"""
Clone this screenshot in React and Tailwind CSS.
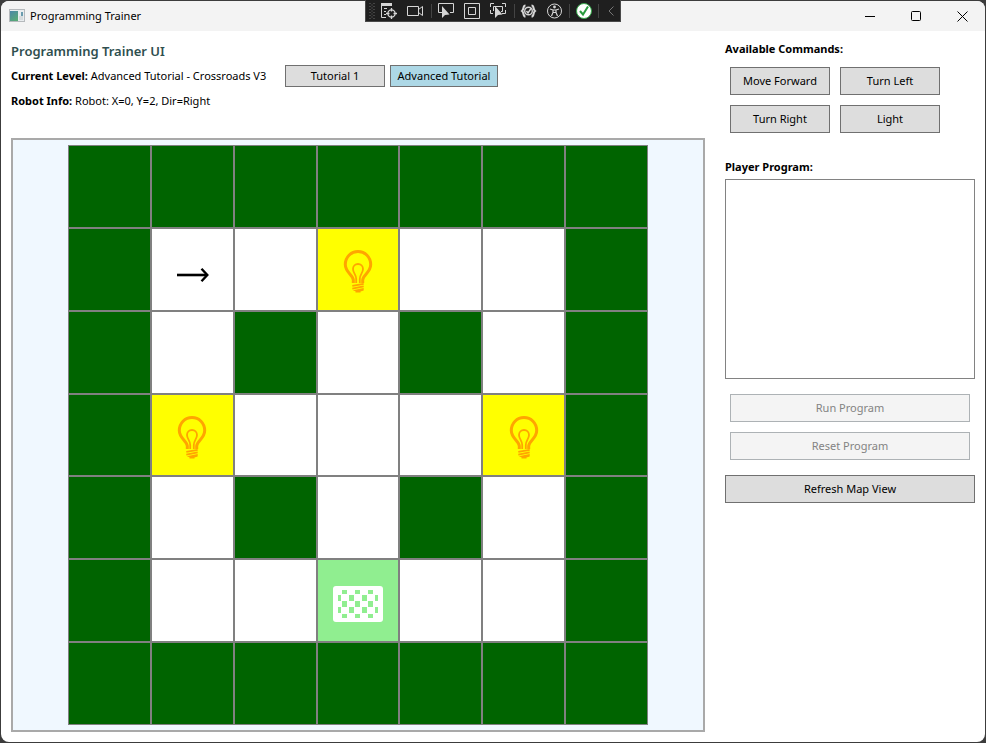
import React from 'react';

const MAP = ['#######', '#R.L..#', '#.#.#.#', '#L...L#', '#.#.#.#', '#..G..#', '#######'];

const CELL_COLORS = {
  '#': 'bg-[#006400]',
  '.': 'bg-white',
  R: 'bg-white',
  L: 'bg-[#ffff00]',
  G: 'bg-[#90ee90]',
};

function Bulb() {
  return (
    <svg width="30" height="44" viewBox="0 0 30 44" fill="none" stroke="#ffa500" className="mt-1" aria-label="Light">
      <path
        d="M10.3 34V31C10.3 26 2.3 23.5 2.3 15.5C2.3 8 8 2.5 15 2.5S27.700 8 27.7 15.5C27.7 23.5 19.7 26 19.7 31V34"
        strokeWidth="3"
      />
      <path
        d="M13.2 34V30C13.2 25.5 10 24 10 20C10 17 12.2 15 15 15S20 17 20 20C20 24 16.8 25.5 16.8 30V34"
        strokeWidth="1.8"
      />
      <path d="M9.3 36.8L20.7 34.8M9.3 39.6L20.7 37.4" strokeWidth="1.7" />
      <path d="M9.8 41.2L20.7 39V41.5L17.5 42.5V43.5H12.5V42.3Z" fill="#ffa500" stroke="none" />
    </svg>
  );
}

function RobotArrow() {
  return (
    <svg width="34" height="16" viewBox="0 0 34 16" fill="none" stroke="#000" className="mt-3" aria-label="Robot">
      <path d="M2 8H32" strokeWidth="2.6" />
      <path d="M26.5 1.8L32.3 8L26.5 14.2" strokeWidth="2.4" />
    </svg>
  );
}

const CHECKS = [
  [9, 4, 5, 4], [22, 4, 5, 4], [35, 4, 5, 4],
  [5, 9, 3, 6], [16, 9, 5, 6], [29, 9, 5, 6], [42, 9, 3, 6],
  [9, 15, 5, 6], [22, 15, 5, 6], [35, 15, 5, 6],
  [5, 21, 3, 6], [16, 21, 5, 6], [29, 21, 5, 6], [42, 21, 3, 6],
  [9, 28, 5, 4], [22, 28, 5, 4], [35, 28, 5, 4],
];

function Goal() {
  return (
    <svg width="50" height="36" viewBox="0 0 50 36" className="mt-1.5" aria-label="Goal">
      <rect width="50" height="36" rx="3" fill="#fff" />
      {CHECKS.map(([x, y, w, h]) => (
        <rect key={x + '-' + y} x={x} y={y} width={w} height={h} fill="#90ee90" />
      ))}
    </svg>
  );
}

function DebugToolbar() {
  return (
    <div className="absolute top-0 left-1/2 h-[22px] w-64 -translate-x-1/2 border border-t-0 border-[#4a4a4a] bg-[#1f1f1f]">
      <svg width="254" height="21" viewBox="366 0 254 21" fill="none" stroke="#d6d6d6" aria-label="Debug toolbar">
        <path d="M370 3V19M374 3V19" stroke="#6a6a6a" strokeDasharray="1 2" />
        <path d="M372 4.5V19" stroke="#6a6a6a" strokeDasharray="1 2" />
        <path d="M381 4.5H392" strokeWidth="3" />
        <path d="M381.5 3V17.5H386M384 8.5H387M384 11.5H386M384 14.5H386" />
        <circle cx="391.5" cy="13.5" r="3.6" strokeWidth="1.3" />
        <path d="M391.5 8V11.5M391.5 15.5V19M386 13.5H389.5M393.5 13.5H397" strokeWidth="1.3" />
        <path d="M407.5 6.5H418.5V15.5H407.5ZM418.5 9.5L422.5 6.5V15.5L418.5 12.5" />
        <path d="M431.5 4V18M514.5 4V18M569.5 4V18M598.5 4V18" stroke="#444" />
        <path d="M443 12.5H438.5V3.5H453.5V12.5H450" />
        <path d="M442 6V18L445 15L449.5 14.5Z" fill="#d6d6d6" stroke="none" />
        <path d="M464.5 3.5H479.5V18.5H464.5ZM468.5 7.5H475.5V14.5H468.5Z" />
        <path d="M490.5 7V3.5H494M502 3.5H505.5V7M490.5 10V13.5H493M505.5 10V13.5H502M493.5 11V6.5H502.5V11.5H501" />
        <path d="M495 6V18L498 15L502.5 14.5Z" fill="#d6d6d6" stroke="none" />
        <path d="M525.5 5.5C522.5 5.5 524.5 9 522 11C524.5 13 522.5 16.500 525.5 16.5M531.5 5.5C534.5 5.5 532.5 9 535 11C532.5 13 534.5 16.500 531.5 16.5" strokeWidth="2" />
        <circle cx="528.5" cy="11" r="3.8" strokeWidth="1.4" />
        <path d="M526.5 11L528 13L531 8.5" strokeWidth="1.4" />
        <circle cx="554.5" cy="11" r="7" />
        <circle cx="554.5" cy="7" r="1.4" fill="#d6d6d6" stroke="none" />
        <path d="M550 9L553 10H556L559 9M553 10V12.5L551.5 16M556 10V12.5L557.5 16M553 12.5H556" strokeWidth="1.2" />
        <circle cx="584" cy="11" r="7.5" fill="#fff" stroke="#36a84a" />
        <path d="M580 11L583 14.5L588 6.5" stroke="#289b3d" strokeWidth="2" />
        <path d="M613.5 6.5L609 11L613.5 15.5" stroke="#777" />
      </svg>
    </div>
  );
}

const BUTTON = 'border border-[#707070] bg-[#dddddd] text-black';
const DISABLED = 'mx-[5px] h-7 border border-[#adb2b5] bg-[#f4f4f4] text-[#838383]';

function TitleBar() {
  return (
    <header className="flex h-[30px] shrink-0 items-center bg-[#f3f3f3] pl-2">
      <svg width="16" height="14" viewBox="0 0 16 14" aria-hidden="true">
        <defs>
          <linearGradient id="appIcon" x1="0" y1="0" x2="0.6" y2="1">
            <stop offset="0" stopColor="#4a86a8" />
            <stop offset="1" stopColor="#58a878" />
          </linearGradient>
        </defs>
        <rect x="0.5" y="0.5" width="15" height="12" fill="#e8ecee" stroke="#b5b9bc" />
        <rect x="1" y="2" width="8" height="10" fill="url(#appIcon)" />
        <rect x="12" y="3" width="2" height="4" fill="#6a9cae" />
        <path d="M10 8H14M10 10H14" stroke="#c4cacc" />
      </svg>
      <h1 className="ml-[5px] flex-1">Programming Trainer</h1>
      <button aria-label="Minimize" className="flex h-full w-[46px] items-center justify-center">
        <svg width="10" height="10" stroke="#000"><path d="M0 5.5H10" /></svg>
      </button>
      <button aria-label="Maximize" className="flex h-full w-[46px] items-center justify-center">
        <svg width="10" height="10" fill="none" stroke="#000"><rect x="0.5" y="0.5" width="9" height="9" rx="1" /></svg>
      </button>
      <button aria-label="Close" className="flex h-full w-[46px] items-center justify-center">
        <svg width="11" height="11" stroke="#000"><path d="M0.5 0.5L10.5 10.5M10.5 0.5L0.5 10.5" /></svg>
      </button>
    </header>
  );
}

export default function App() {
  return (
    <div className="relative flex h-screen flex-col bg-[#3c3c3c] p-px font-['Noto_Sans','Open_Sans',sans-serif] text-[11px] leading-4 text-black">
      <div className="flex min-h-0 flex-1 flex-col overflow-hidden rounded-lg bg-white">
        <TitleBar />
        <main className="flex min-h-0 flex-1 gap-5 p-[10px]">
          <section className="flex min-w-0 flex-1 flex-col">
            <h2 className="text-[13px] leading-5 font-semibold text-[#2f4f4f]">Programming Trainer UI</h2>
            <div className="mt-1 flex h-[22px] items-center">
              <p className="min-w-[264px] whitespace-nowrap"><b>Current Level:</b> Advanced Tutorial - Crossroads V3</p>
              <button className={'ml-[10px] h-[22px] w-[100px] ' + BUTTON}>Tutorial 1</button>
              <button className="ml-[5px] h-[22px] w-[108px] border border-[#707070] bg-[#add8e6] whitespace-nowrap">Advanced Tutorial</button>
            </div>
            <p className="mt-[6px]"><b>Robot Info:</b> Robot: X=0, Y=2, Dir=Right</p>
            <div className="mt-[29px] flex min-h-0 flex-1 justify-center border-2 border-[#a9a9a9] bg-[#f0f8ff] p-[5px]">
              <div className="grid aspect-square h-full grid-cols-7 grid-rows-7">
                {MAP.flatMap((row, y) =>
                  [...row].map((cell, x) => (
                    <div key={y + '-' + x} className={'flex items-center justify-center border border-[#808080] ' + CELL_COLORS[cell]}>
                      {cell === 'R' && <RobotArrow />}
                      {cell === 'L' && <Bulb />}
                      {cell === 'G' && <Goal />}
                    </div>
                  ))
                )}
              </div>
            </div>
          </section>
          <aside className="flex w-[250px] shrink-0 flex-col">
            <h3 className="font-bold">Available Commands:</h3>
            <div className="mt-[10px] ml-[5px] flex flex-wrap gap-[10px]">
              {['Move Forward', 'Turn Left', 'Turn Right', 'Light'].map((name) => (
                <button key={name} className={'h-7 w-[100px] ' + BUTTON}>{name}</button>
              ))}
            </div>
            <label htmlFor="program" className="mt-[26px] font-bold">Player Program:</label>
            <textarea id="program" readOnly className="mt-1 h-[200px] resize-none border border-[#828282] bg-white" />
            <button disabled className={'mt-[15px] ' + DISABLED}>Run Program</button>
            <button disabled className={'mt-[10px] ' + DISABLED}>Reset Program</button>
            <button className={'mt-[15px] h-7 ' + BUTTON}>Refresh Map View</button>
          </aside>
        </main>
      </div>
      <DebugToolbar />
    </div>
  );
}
"""
Scan the material above for the word "React". Copy each line where it occurs.

Clone this screenshot in React and Tailwind CSS.
import React from 'react';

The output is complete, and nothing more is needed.